Jönköping, 25 de abril de 2020.
(Mientras tanto tú pegas un grito de desesperación por el encierro al cual te tienen obligada para que no te contagies del Covid-19)

La poeta cubana Vivian Lemes, autora del poemario "La piel del cristal" nos envía la siguiente nota. Vivian Lemes vive en Barcelona y es médica sobreviviente de Covid-19.



LA PAJA EN EL OJO AJENO
Foto: Estefanía Baeza



Hoy es una tarde de cualquier día de mi vida. La humanidad libra una batalla contra un enemigo invisible. Tan invisible que me sorprendo a veces tonteando con la idea de la fábula inventada por unos para aterrorizar a otros. El eterno juego del bueno y del malo. Pero es cierto. Estamos en medio de una batalla. Me froto los ojos, estiro los dedos contra el teclado, me levanto a por un vaso de agua, preparo algo de comer, pongo música, miro el techo, me estiro y camino diez pasos hasta la habitación, vuelvo de nuevo al salón, apoyo mi cara contra el cristal de la terraza.
Afuera los pájaros pían más que nunca. Hay silencio humano. Solo se escuchan las aves y las ramas entrechocando, como si la ciudad se hubiera convertido en un apacible bosque de las afueras.  El ser humano está encerrado detrás de las ventanas y los muros, espiando el mundo que no le pertenece, aunque lo haya tomado y destruido a la fuerza. Pega la cara contra cada cristal y cada muro, siente el miedo en carne propia. Miedo a convertirse en pez de la pecera, en león enjaulado de zoológico, en especie en peligro de extinción. Se pregunta por el fin de la historia. Busca culpables precisos. Reza a dioses inútiles. Todo en vano.
Alguien con poderes y maldad ha lanzado un virus mortal especialmente fabricado para aniquilar selectivamente a aquellos humanos defectuosos. ¿Quién entonces pondrá fin a esta historia?
La incapacidad de observar su propia paja es la que urde cualquier tipo de fábula que lo exculpe del desastre que es como especie.
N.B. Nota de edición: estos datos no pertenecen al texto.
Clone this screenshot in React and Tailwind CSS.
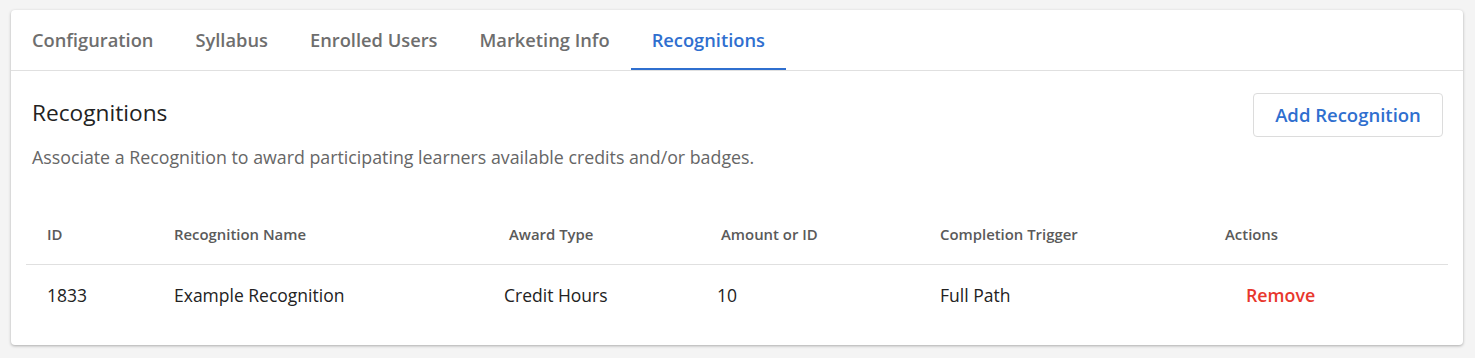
export default function App() {
  const tabs = ["Configuration", "Syllabus", "Enrolled Users", "Marketing Info", "Recognitions"];
  const cols = "grid grid-cols-[148px_330px_213px_223px_285px_1fr]";
  return (
    <div className="min-h-[358px] w-full bg-[#f4f4f4] pt-[10px] pl-[11px] pr-[12px]" style={{ fontFamily: '"Open Sans", sans-serif' }}>
      <div className="h-[335px] rounded-[4px] bg-white shadow-[0_1px_3px_rgba(0,0,0,0.3)]">
        <div className="flex h-[61px] border-b border-[#e0e0e0]">
          {tabs.map((t, i) => (
            <div
              key={t}
              className={
                "flex items-center px-[21px] text-[18.3px] font-semibold " +
                (i === 4 ? "text-[#2f6fcf] border-b-2 border-[#2f6fcf] pt-[2px]" : "text-[#6e6e6e]")
              }
            >
              {t}
            </div>
          ))}
        </div>
        <div className="flex justify-between pl-[21px] pr-[20px] pt-[22px]">
          <div className="pt-[5px]">
            <div className="text-[22.7px] leading-[30px] text-[#222]">Recognitions</div>
            <div className="mt-[16px] text-[17.8px] leading-[26px] text-[#666]">
              Associate a Recognition to award participating learners available credits and/or badges.
            </div>
          </div>
          <button className="h-[44px] w-[190px] rounded-[4px] border border-[#dcdcdc] text-[18.5px] font-semibold text-[#2f6fcf]">
            Add Recognition
          </button>
        </div>
        <div className="mx-[15px] mt-[42px]">
          <div className={cols + " h-[53px] items-start pt-[12px] border-b border-[#e0e0e0] text-[14.9px] leading-[20px] font-semibold text-[#5a5a5a]"}>
            <div className="pl-[21px]">ID</div>
            <div>Recognition Name</div>
            <div className="pl-[5px]">Award Type</div>
            <div className="pl-[4px]">Amount or ID</div>
            <div>Completion Trigger</div>
            <div>Actions</div>
          </div>
          <div className={cols + " h-[60px] items-center text-[17.5px] text-[#222]"}>
            <div className="pl-[21px]">1833</div>
            <div>Example Recognition</div>
            <div>Credit Hours</div>
            <div>10</div>
            <div>Full Path</div>
            <div className="pl-[21px] text-[17.8px] font-semibold text-[#e8372d]">Remove</div>
          </div>
        </div>
      </div>
    </div>
  );
}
Así que siempre ha habido, hay y habrá un maldito enemigo, alguien más malo que nadie creando caos y confusión, desviando la marea humana corriente abajo, contra las piedras de la culpa ajena.
Me falta amor, me digo, amor en general. Cada uno de nosotros somos un pequeño mundo al que le falta amor. No somos otra cosa que la representación de ese gran mundo de allá fuera, ese que hemos creado y destruido a la misma vez. Me siento el mundo, desolada, vacía, pisoteada por fuerzas que se escapan a mi control. Observo a través del cristal ese mundo, el mundo que boquea en busca de oxígeno. Respiro mi propia asfixia.
Sin nosotros el aire del mundo se torna más limpio, el agua se aclara y a través del espejo del agua los peces nadan hasta la misma orilla, exentos de barreras humanas. La ciudad misma se ha convertido en sabana y montaña, prados y bosques. Los pocos animales salvajes que aún sobreviven a nuestra barbarie vuelven a recorrer las rutas que les robamos. A la tierra le crecen tímidas ramas con el tiempo contado. También el agua, el aire y las fieras tienen el tiempo contado. No les estamos regalando nada. Detrás de los cristales la gente llora y se ofende, aplaude a otra gente que le salvará del desastre. Sin embargo, yo me pregunto: ¿de qué desastre nos estamos salvando?